Hardy Langer

June 21, 2024.

Posted by Kris Madejski.

Hardy Langer is a German painter and drawer. Landscape plays an important role in his work. In many cases it serves as a carrier or supposed home for people and animals, which often mark the beginning of a story. These stories, in turn, usually develop from a deliberate misplacement of the characters who somehow do not want to fit into these landscapes.
My residency at Fish Factory Stödvarfjördur was based on a scholarship that I was awarded as a member of Interface Inagh, an artists’ organisation and art centre in the West of Ireland, and was funded by the Arts Council of Ireland. As with other scholarships, I had chosen a location-specific topic that I then wanted to work on in Iceland. During my preparations, I became interested in fish and fishing, which is directly related to the fishing situation and the former fish factory in Stödasfjördur. However, things turned out completely different: I had ambitiously taken 40 more or less small, stretched canvases with me to Iceland, along with lots of oil and acrylic paints. That wasn‘t a problem because I came with my own car (which I can only recommend to everyone). However, the canvases were not filled with fish and everything associated with them, but almost exclusively with landscape. The impressions of rock, grass, water, wind, clouds, snow were too overwhelming and I was too undisciplined to stick to my original plan. After all, the (not entirely serious) requirement from Vinny, the boss of the Fish Factory, that we were allowed to paint everything except mountains („everyone who comes here immediately paints mountains, it‘s as if everyone takes part in a band casting plays automatically Stairway to Heaven – that‘s a no-go!“) I held out for a whole 10 days, before this resolution was ultimately gone.
However, the crumbling of my good intentions began far out at sea, hours before the ferry docked in Seydisfjördür. The coastline of Iceland emerged from a grey sea and against a white sky. A noticeable cold penetrated into the pleasantly heated lounge through the huge panoramic windows on deck 10 and became more noticeable with every nautical mile closer.
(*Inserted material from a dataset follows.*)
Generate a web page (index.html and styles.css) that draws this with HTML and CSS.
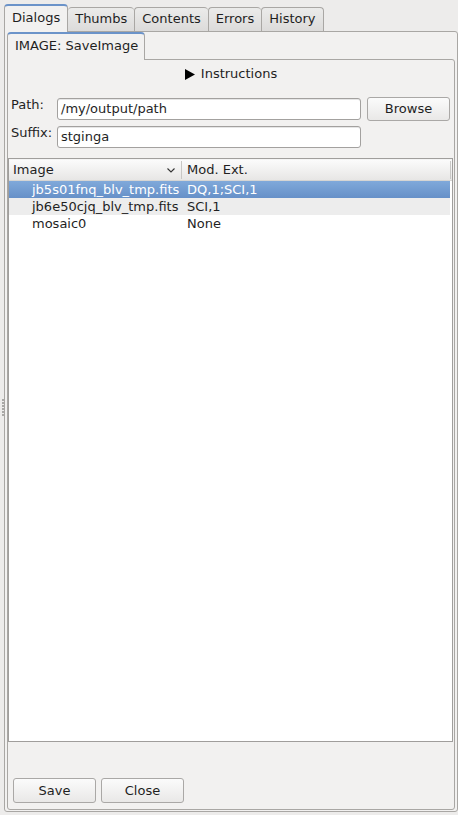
FILE: index.html
```html
<!DOCTYPE html>
<html>
<head>
<meta charset="utf-8">
<link rel="stylesheet" href="styles.css">
</head>
<body>
<div class="window">
  <div class="splitter-handle"><i></i><i></i><i></i><i></i><i></i><i></i></div>
  <div class="tabbar">
    <div class="tab selected">Dialogs</div>
    <div class="tab">Thumbs</div>
    <div class="tab">Contents</div>
    <div class="tab">Errors</div>
    <div class="tab last">History</div>
  </div>
  <div class="panel outer">
    <div class="tabbar inner-bar">
      <div class="tab selected inner-tab">IMAGE: SaveImage</div>
    </div>
    <div class="panel inner">
      <div class="instructions">
        <svg class="tri" width="10" height="11" viewBox="0 0 10 11"><polygon points="0,0 10,5.5 0,11" fill="#000"/></svg>
        <span>Instructions</span>
      </div>
      <div class="form">
        <label class="lbl">Path:</label>
        <div class="input">/my/output/path</div>
        <div class="btn browse">Browse</div>
        <label class="lbl">Suffix:</label>
        <div class="input">stginga</div>
      </div>
      <div class="table">
        <div class="thead">
          <div class="th first">Image
            <svg class="chev" width="8" height="5" viewBox="0 0 8 5"><polyline points="0.5,0.5 4,4 7.5,0.5" fill="none" stroke="#333" stroke-width="1.1"/></svg>
          </div>
          <div class="th second">Mod. Ext.</div>
        </div>
        <div class="row sel"><div class="c1">jb5s01fnq_blv_tmp.fits</div><div class="c2">DQ,1;SCI,1</div></div>
        <div class="row alt"><div class="c1">jb6e50cjq_blv_tmp.fits</div><div class="c2">SCI,1</div></div>
        <div class="row"><div class="c1">mosaic0</div><div class="c2">None</div></div>
      </div>
      <div class="buttons">
        <div class="btn">Save</div>
        <div class="btn">Close</div>
      </div>
    </div>
  </div>
</div>
</body>
</html>
```

FILE: styles.css
```css
* { box-sizing: border-box; }
html, body {
  margin: 0;
  padding: 0;
  width: 458px;
  height: 815px;
  overflow: hidden;
  background: #edeceb;
  font-family: "DejaVu Sans", sans-serif;
  font-size: 13px;
  color: #1f1f1f;
}
.window {
  position: relative;
  height: 815px;
  padding: 4px 0 3px 4px;
  display: flex;
  flex-direction: column;
}
.splitter-handle {
  position: absolute;
  left: 2px;
  top: 399px;
  display: flex;
  flex-direction: column;
  gap: 1px;
}
.splitter-handle i {
  display: block;
  width: 2px;
  height: 2px;
  background: #a9a8a6;
}
.tabbar {
  display: flex;
  align-items: flex-end;
  height: 27px;
  position: relative;
  z-index: 2;
}
.tab {
  height: 24px;
  padding: 0 7px;
  border: 1px solid #a9a7a4;
  border-right: none;
  border-bottom: none;
  border-radius: 4px 4px 0 0;
  background: linear-gradient(#ebebea, #dcdbda);
  line-height: 22px;
  color: #1f1f1f;
  white-space: nowrap;
}
.tab.last { border-right: 1px solid #a9a7a4; }
.tab.selected {
  height: 28px;
  margin-bottom: -1px;
  border-top: 2px solid #6b93c9;
  border-right: 1px solid #a9a7a4;
  background: #f2f1f0;
  line-height: 24px;
  padding: 0 7px;
}
.tab.selected + .tab { border-left: none; }
.panel {
  border: 1px solid #a9a7a4;
  background: #f2f1f0;
}
.outer {
  flex: 1;
  display: flex;
  flex-direction: column;
  padding: 0 2px 1px 2px;
  border-radius: 0 3px 3px 3px;
}
.inner-bar {
  height: 27px;
}
.inner-tab {
  height: 28px;
  width: 138px;
  padding: 0 0 0 6px;
}
.inner {
  flex: 1;
  display: flex;
  flex-direction: column;
  border-radius: 0 3px 3px 3px;
}
.instructions {
  margin-top: 5px;
  height: 18px;
  display: flex;
  align-items: center;
  justify-content: center;
  gap: 6px;
  line-height: 18px;
}
.tri { display: block; margin-top: 1px; }
.form {
  margin-top: 14px;
  display: grid;
  grid-template-columns: 46px 304px 1fr;
  grid-template-rows: 24px 24px;
  column-gap: 0;
  row-gap: 4px;
  padding: 0 4px 0 3px;
}
.lbl {
  line-height: 16px;
  align-self: start;
}
.input {
  height: 22px;
  align-self: center;
  border: 1px solid #a3a19f;
  border-radius: 3px;
  background: #fff;
  padding: 0 3px;
  line-height: 20px;
  box-shadow: inset 0 1px 0 #e6e6e6;
}
.btn {
  height: 25px;
  width: 83px;
  border: 1px solid #aaa8a6;
  border-radius: 3px;
  background: linear-gradient(#fbfbfb, #e9e8e7);
  text-align: center;
  line-height: 23px;
}
.browse {
  height: 24px;
  width: 83px;
  margin-left: 6px;
  line-height: 22px;
}
.table {
  margin-top: 9px;
  margin-right: 1px;
  flex: 1;
  border: 1px solid #a09e9c;
  background: #fff;
}
.thead {
  display: grid;
  grid-template-columns: 173px 1fr;
  height: 22px;
  background: linear-gradient(#fbfbfb, #e7e6e5);
  border-top: 1px solid #f4f4f4;
  border-bottom: 1px solid #d6d5d3;
}
.th {
  line-height: 20px;
  position: relative;
}
.th.first {
  padding-left: 4px;
  border-right: 1px solid #c8c7c5;
  margin: 1px 0;
  line-height: 18px;
}
.chev {
  position: absolute;
  left: 158px;
  top: 7px;
}
.th.second {
  padding-left: 5px;
  border-right: 1px solid #c8c7c5;
  margin: 1px 1px 1px 0;
  line-height: 18px;
}
.row {
  display: grid;
  grid-template-columns: 173px 1fr;
  height: 17px;
  line-height: 17px;
}
.row.sel {
  background: linear-gradient(#80a9da, #6690c8);
  color: #fff;
  border-right: 2px solid #fff;
}
.row.alt { background: #ededed; border-right: 2px solid #fff; }
.c1 { padding-left: 23px; white-space: nowrap; }
.c2 { padding-left: 5px; white-space: nowrap; }
.buttons {
  margin-top: 36px;
  margin-bottom: 6px;
  padding-left: 5px;
  display: flex;
  gap: 5px;
}
```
Iceland, which I had never visited before, presented itself as a forbidding thing of ice and snow and grey rock.
Near to an apocalyptic scenery with sky and snow showing the whitest white I had ever seen in a landscape, with the most fascinating aspect that you couldn‘t tell where the snowfields end and the sky begins.
It somehow was as if this land couldn‘t decide whether it was born of the sea or fell from the sky.

So I painted the white and small pictures with everything that came before my eyes: the conifer-speckled snowfields that started a few metres behind the house, the bus shelter in the morning fog, the abandoned pier, the ice quarries in the Jökulsarlon lagoon, the village street in the night (or what was meant by „night“ there), of course, after 10 days, mountains with white skies and also, as has not been the case for 30 years, a few still-lifes with stones and stuff from the sea.

Being used to working alone in a studio, I found the company of other artists in the large and always very pleasantly warm shared studio of the Fish Factory in no way disturbing, but on the contrary, very inspiring and my colleagues can forgive me for, that in terms of technology, viewing and approach, choice of motif and implementation, I stole one thing or another.
With the exception of a few excursion days, I worked every day and also at night and at least 10-12 hours, three times exchanged huge fish from one of the incoming fishing boats for a few cans of beer, visited once the local CaféBarRestaurant (which, like many gastronomic establishments I have seen, comes very close to the external appearance of a car repair shop or the storage house of a plumber) but several times Petra‘s unique stone collection (free entry to artists from the Fish Factory!) presented Kris, our extremely friendly supervisor, the Swabian Spaetzle Machine and bought me a 10-unit-ticket for the local outdoor pool, which I almost completely used up. In this same outdoor pool, in the hot tub, I met the captain of one of the fishing boats and his crew the evening before my departure and left the 42 degree warm basin with the promise of being taken on a fishing trip next year. So, a path has already been paved for the resumption of my original topic and the chances of its realization are good, especially since the very active PR department of the Denmark-Iceland ferry is already bombarding me with very attractive special crossing offers for 2025.
Hardy Langer, June 2024
Incidentally, only one single canvas was returned unpainted.